Of course, defrosting frozen blueberries won't give you the same enjoyable texture if you're eating them plain or with yogurt. But for breakfasts like smoothies and oatmeal, frozen blueberries are a smart choice.
As with blueberries, fresh green beans lost a significant amount of vitamin C after three days' refrigeration in the University of Chester study. So don't be afraid to use frozen green beans in your green bean casserole this Thanksgiving.
"When you compare fresh string beans in a store versus frozen, frozen will almost always be higher in nutrient content, because they were picked and processed at the highest point of quality and then frozen to preserve them," Mario G. Ferruzzi, a nutrition science professor at North Carolina State University, told CNN in 2019.
Citing a University of California-Davis study, The New York Times reported in 2016 that frozen corn was found to be higher in vitamin C than fresh corn. But whichever way you enjoy the veggie, it has plenty of nutritional benefits.
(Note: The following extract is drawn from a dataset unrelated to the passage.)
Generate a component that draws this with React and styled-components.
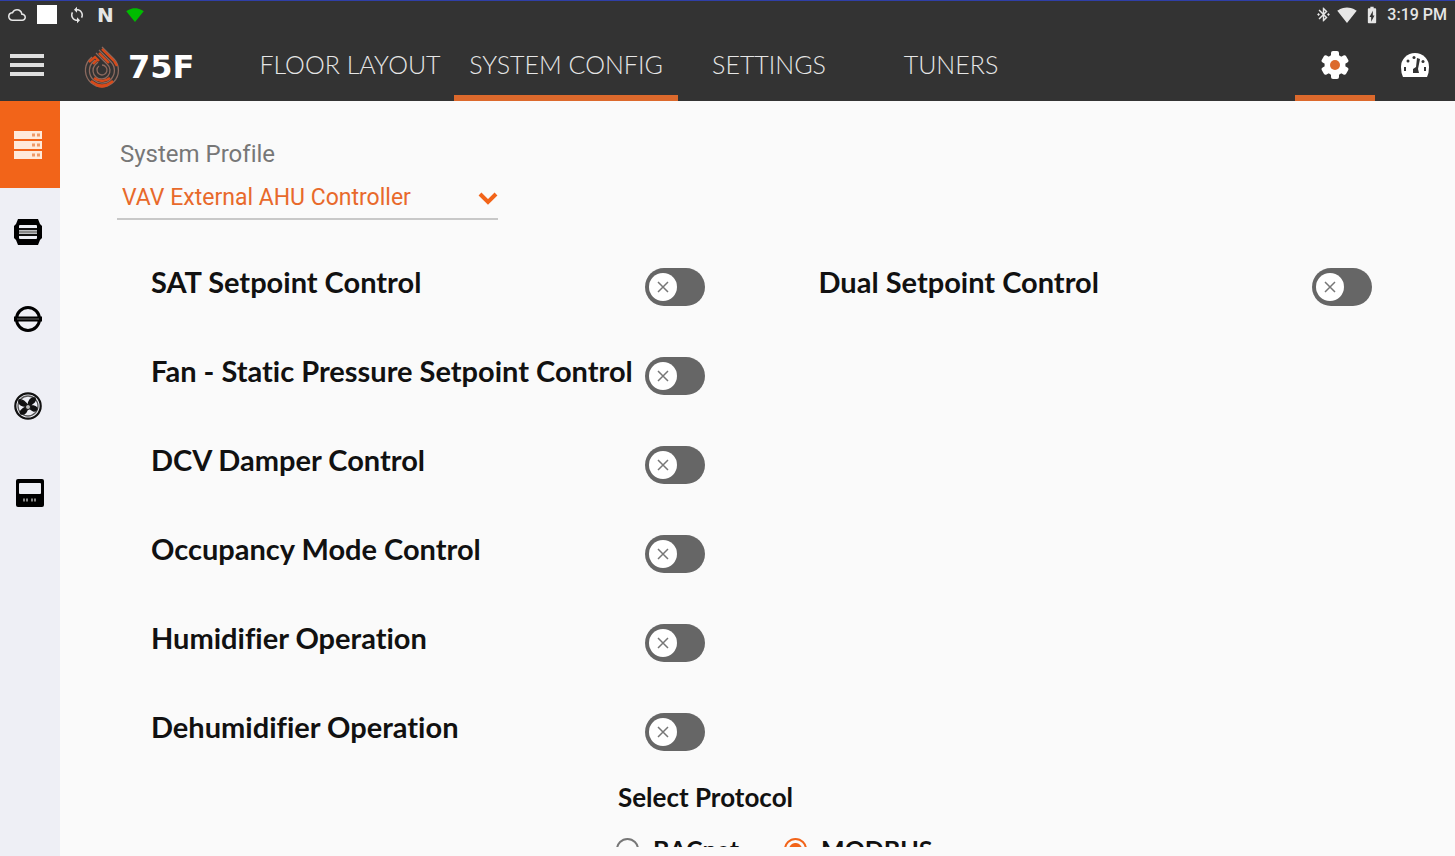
import React, { useState } from "react";
import styled, { createGlobalStyle, css } from "styled-components";
import {
  MdBatteryChargingFull,
  MdBluetoothConnected,
  MdSignalWifi4Bar,
  MdOutlineCloud,
  MdSync,
} from "react-icons/md";

const GlobalStyle = createGlobalStyle`
  * {
    box-sizing: border-box;
  }

  body {
    margin: 0;
    background-color: #fafafa;
    font-family: Lato, "Liberation Sans", sans-serif;
    font-variant-ligatures: none;
    color: #111;
  }
`;

// Styled components
const Screen = styled.div`
  display: flex;
  flex-direction: column;
  height: 100vh;
  overflow: hidden;
`;

const StatusBar = styled.div`
  display: flex;
  flex: none;
  align-items: center;
  justify-content: space-between;
  height: 28px;
  padding: 0 8px;
  border-top: 1px solid #2f3fa8;
  background-color: #333;
  color: #e6e6e6;
  font-family: Roboto, sans-serif;
  font-size: 16px;
  font-weight: 500;
`;

const StatusGroup = styled.div`
  display: flex;
  align-items: center;
  gap: ${(props) => props.$gap};
`;

const WhiteSquare = styled.span`
  width: 20px;
  height: 19px;
  background-color: #fff;
`;

const NotificationLetter = styled.span`
  width: 18px;
  font-family: "DejaVu Sans", sans-serif;
  font-size: 20px;
  font-weight: 700;
  line-height: 20px;
`;

const Header = styled.header`
  display: flex;
  flex: none;
  align-items: stretch;
  height: 73px;
  background-color: #333;
`;

const MenuButton = styled.button`
  display: flex;
  align-items: center;
  width: 60px;
  padding: 0 0 0 10px;
  border: none;
  background: none;
`;

const Brand = styled.a`
  display: flex;
  align-items: center;
  gap: 8px;
  width: 186px;
  padding: 4px 0 0 24px;
  color: #fff;
  text-decoration: none;
`;

const BrandName = styled.span`
  font-family: "DejaVu Sans", sans-serif;
  font-size: 32px;
  font-weight: 700;
  line-height: 32px;
`;

const Tabs = styled.nav`
  display: flex;
  flex: 1;
`;

const activeBar = css`
  border-bottom: 6px solid ${(props) => (props.$active ? "#dc692c" : "transparent")};
`;

const Tab = styled.a`
  display: flex;
  align-items: center;
  justify-content: center;
  min-width: ${(props) => props.$width};
  padding: 4px 12px 0;
  ${activeBar}
  color: #e6e6e6;
  font-size: 25px;
  font-weight: 300;
  text-decoration: none;
  white-space: nowrap;
`;

const HeaderButton = styled.button`
  display: flex;
  align-items: center;
  justify-content: center;
  width: 80px;
  padding: 6px 0 0;
  border: none;
  ${activeBar}
  background: none;
`;

const Body = styled.div`
  display: flex;
  flex: 1;
  min-height: 0;
`;

const Sidebar = styled.nav`
  flex: none;
  width: 60px;
  background-color: #eeeff5;
`;

const SideLink = styled.a`
  display: flex;
  align-items: center;
  height: 87px;
  padding-left: 14px;
  background-color: ${(props) => (props.$active ? "#f26419" : "transparent")};
  color: #000;
`;

const Content = styled.main`
  flex: 1;
  margin-bottom: 9px;
  padding: 38px 83px 0 57px;
  overflow: hidden;
`;

const ProfileField = styled.div`
  display: flex;
  flex-direction: column;
  width: 381px;
  font-family: Roboto, sans-serif;
`;

const ProfileLabel = styled.label`
  padding-left: 3px;
  color: #777;
  font-size: 24px;
  line-height: 30px;
`;

const SelectBox = styled.div`
  display: grid;
  align-items: center;
  margin-top: 8px;
  border-bottom: 2px solid #c8c8c8;

  & > * {
    grid-area: 1 / 1;
  }

  svg {
    justify-self: end;
    pointer-events: none;
  }
`;

const Select = styled.select`
  height: 41px;
  padding: 0 30px 0 5px;
  border: none;
  appearance: none;
  background: none;
  color: #e8692b;
  font-family: inherit;
  font-size: 23px;
`;

const OptionGrid = styled.div`
  display: grid;
  grid-template-columns: 1fr 1fr;
  column-gap: 114px;
  grid-auto-rows: 89px;
  margin: 22px 0 0 34px;
`;

const OptionRow = styled.div`
  display: flex;
  align-items: center;
  justify-content: space-between;
  grid-column: ${(props) => props.$column};
`;

const OptionLabel = styled.label`
  padding-bottom: 10px;
  font-size: 29px;
  font-weight: 700;
  line-height: 36px;
  white-space: nowrap;
`;

const Switch = styled.input`
  flex: none;
  width: 60px;
  height: 38px;
  margin: 0;
  border-radius: 19px;
  appearance: none;
  background: ${(props) => (props.checked ? "#e8692b" : "#666")};
`;

const SwitchBox = styled.span`
  display: grid;
  align-items: center;

  & > * {
    grid-area: 1 / 1;
  }

  svg {
    margin: 0 4px;
    justify-self: ${(props) => (props.$on ? "end" : "start")};
    pointer-events: none;
  }
`;

const Protocol = styled.fieldset`
  margin: 6px 0 0 499px;
  padding: 0;
  border: none;
`;

const ProtocolTitle = styled.legend`
  padding: 0 0 0 2px;
  font-size: 26px;
  font-weight: 700;
  line-height: 30px;
`;

const RadioRow = styled.div`
  display: flex;
  margin-top: 22px;
`;

const RadioLabel = styled.label`
  display: flex;
  align-items: center;
  gap: 14px;
  width: 168px;
  font-size: 25px;
  font-weight: 700;
  line-height: 30px;
`;

const Radio = styled.input`
  width: 23px;
  height: 23px;
  margin: 0;
  border: 2px solid ${(props) => (props.checked ? "#f26419" : "#777")};
  border-radius: 50%;
  appearance: none;
  background: ${(props) =>
    props.checked ? "radial-gradient(circle, #f26419 6px, transparent 7px)" : "none"};
`;

// Icons
const MenuIcon = () => (
  <svg width="34" height="24" viewBox="0 0 34 24">
    <path d="M0 3h34M0 12h34M0 21h34" stroke="#e0e0e0" strokeWidth="4" />
  </svg>
);

const FlameIcon = () => (
  <svg width="36" height="44" viewBox="0 0 36 44" fill="none">
    <g stroke="#8c6a5f" strokeWidth="1.3">
      <path d="M18 2 30 14a16.5 16.5 0 1 1-25 1l3-3" />
      <path d="m15 5 12 12a12.5 12.5 0 1 1-19 1l3-3" />
      <path d="m12 8 11 11a8.500 8.500 0 1 1-12 1l3-3" />
      <path d="M18 20a5 5 0 1 1-3 1" />
    </g>
    <g stroke="#d84a1a" strokeWidth="2.4">
      <path d="m18 4 12 12M15 8l10 10" />
      <path d="m5 17 6-5 4 4M9 19l4-4" />
      <path d="M7 36q11 9 22 0M10 33q8 6 16 0M12 40q6 3 12 0" />
      <path d="m30 16 3 5" />
    </g>
  </svg>
);

const GearIcon = () => (
  <svg width="28" height="28" viewBox="0 0 28 28">
    <g fill="#fff">
      <circle cx="14" cy="14" r="10.500" />
      {[0, 60, 120].map((angle) => (
        <rect key={angle} x="10" y="0" width="8" height="28" rx="2" transform={`rotate(${angle} 14 14)`} />
      ))}
    </g>
    <circle cx="14" cy="14" r="5" fill="#dc692c" />
  </svg>
);

const GaugeIcon = () => (
  <svg width="28" height="24" viewBox="0 0 28 24">
    <path d="M2 24q-2-4-2-10a14 14 0 0 1 28 0q0 6-2 10z" fill="#fff" />
    <g fill="#333">
      <circle cx="13" cy="4.500" r="1.500" />
      <circle cx="7" cy="8" r="1.500" />
      <path d="M3 14h2v4H3zM23 14h2v4h-2z" />
      <circle cx="22" cy="8.500" r="1.500" />
      <path d="m16 5 3 1-2 10 1 4h-6v-4l3-2z" />
    </g>
  </svg>
);

const ServerIcon = () => (
  <svg width="28" height="30" viewBox="0 0 28 30">
    {[1, 11, 21].map((y) => (
      <g key={y}>
        <rect y={y} width="28" height="8" fill="#ffeada" />
        <path d={`M18 ${y + 4}h3M23 ${y + 4}h3`} stroke="#f09a66" strokeWidth="3" />
      </g>
    ))}
  </svg>
);

const HubIcon = () => (
  <svg width="28" height="26" viewBox="0 0 28 26">
    <path d="M4 0h20l2 5 2 2v12l-2 2-2 5H4l-2-5-2-2V7l2-2z" />
    <rect x="5" y="6" width="18" height="14" rx="1" fill="#eeeff5" />
    <path d="M5 10h18M5 16h18" stroke="#111" strokeWidth="2" />
    <path d="M5 13h18" stroke="#888" strokeWidth="3" />
  </svg>
);

const DamperIcon = () => (
  <svg width="28" height="28" viewBox="0 0 28 28" fill="none" stroke="#000">
    <circle cx="14" cy="14" r="11.500" strokeWidth="3" />
    <path d="M0 14h28" strokeWidth="5" />
    <path d="M3 14h22" stroke="#333" strokeWidth="2" />
  </svg>
);

const FanIcon = () => (
  <svg width="28" height="28" viewBox="0 0 28 28" fill="none" stroke="#111">
    <circle cx="14" cy="14" r="12.700" strokeWidth="2.200" />
    <circle cx="14" cy="14" r="10" stroke="#555" strokeWidth="1.300" />
    <path
      d="M14 14C8 15 4 12 5 8q4-1 9 6 1-9 7-8 2 4-7 8 8-1 9 3-3 5-9-3-1 9-7 8-3-3 7-8z"
      fill="#111"
      strokeWidth="1.500"
    />
    <circle cx="14" cy="15" r="2.500" fill="#bbb" strokeWidth="1" />
  </svg>
);

const ThermostatIcon = () => (
  <svg width="30" height="28" viewBox="0 0 30 28">
    <rect x="2" width="28" height="28" rx="2" />
    <rect x="5" y="4" width="22" height="11" rx="1" fill="#eeeff5" />
    <path d="M9 21h6M17 21h5" stroke="#888" strokeWidth="3" strokeDasharray="2 1" />
  </svg>
);

const ChevronIcon = () => (
  <svg width="20" height="14" viewBox="0 0 20 14" fill="none">
    <path d="m2 3 8 8 8-8" stroke="#f26419" strokeWidth="4" />
  </svg>
);

const KnobIcon = () => (
  <svg width="28" height="28" viewBox="0 0 28 28">
    <circle cx="14" cy="14" r="14" fill="#fff" />
    <path d="m9 9 10 10M19 9 9 19" stroke="#777" strokeWidth="1.500" />
  </svg>
);

const tabs = [
  { name: "FLOOR LAYOUT", width: "208px" },
  { name: "SYSTEM CONFIG", width: "224px", active: true },
  { name: "SETTINGS", width: "182px" },
  { name: "TUNERS", width: "182px" },
];

const sideLinks = [
  { name: "System", icon: ServerIcon, active: true },
  { name: "Control hub", icon: HubIcon },
  { name: "Damper", icon: DamperIcon },
  { name: "Fan", icon: FanIcon },
  { name: "Thermostat", icon: ThermostatIcon },
];

const options = [
  { name: "SAT Setpoint Control", column: 1 },
  { name: "Dual Setpoint Control", column: 2 },
  { name: "Fan - Static Pressure Setpoint Control", column: 1 },
  { name: "DCV Damper Control", column: 1 },
  { name: "Occupancy Mode Control", column: 1 },
  { name: "Humidifier Operation", column: 1 },
  { name: "Dehumidifier Operation", column: 1 },
];

// Components
function Option({ name, column }) {
  const [on, setOn] = useState(false);
  const id = name.toLowerCase().replace(/\W+/g, "-");

  return (
    <OptionRow $column={column}>
      <OptionLabel htmlFor={id}>{name}</OptionLabel>
      <SwitchBox $on={on}>
        <Switch id={id} type="checkbox" checked={on} onChange={() => setOn(!on)} />
        <KnobIcon />
      </SwitchBox>
    </OptionRow>
  );
}

function App() {
  const [protocol, setProtocol] = useState("MODBUS");

  return (
    <Screen>
      <GlobalStyle />
      <StatusBar>
        <StatusGroup $gap="11px">
          <MdOutlineCloud size={18} />
          <WhiteSquare />
          <MdSync size={18} />
          <NotificationLetter>N</NotificationLetter>
          <MdSignalWifi4Bar size={18} color="#0b0" />
        </StatusGroup>
        <StatusGroup $gap="5px">
          <MdBluetoothConnected size={17} />
          <MdSignalWifi4Bar size={20} />
          <MdBatteryChargingFull size={20} />
          <span>3:19 PM</span>
        </StatusGroup>
      </StatusBar>
      <Header>
        <MenuButton aria-label="Menu">
          <MenuIcon />
        </MenuButton>
        <Brand href="#home">
          <FlameIcon />
          <BrandName>75F</BrandName>
        </Brand>
        <Tabs>
          {tabs.map((tab) => (
            <Tab key={tab.name} href="#tab" $width={tab.width} $active={tab.active}>
              {tab.name}
            </Tab>
          ))}
        </Tabs>
        <HeaderButton aria-label="Configuration" $active>
          <GearIcon />
        </HeaderButton>
        <HeaderButton aria-label="Dashboard">
          <GaugeIcon />
        </HeaderButton>
      </Header>
      <Body>
        <Sidebar>
          {sideLinks.map(({ name, icon: Icon, active }) => (
            <SideLink key={name} href="#section" aria-label={name} $active={active}>
              <Icon />
            </SideLink>
          ))}
        </Sidebar>
        <Content>
          <ProfileField>
            <ProfileLabel htmlFor="profile">System Profile</ProfileLabel>
            <SelectBox>
              <Select id="profile" defaultValue="vav">
                <option value="vav">VAV External AHU Controller</option>
              </Select>
              <ChevronIcon />
            </SelectBox>
          </ProfileField>
          <OptionGrid>
            {options.map((option) => (
              <Option key={option.name} {...option} />
            ))}
          </OptionGrid>
          <Protocol>
            <ProtocolTitle>Select Protocol</ProtocolTitle>
            <RadioRow>
              {["BACnet", "MODBUS"].map((name) => (
                <RadioLabel key={name}>
                  <Radio
                    type="radio"
                    name="protocol"
                    checked={protocol === name}
                    onChange={() => setProtocol(name)}
                  />
                  {name}
                </RadioLabel>
              ))}
            </RadioRow>
          </Protocol>
        </Content>
      </Body>
    </Screen>
  );
}

export default App;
And if you're curious about which foods are better fresh than frozen, the University of Chester study found higher concentrations of vitamin C in fresh cauliflower than frozen cauliflower. Try the fresh version in one of these 17 Genius Cauliflower Recipes.
But when all else fails, don't stress too much about the difference between fresh and frozen produce; you're getting plenty of nutritional value either way.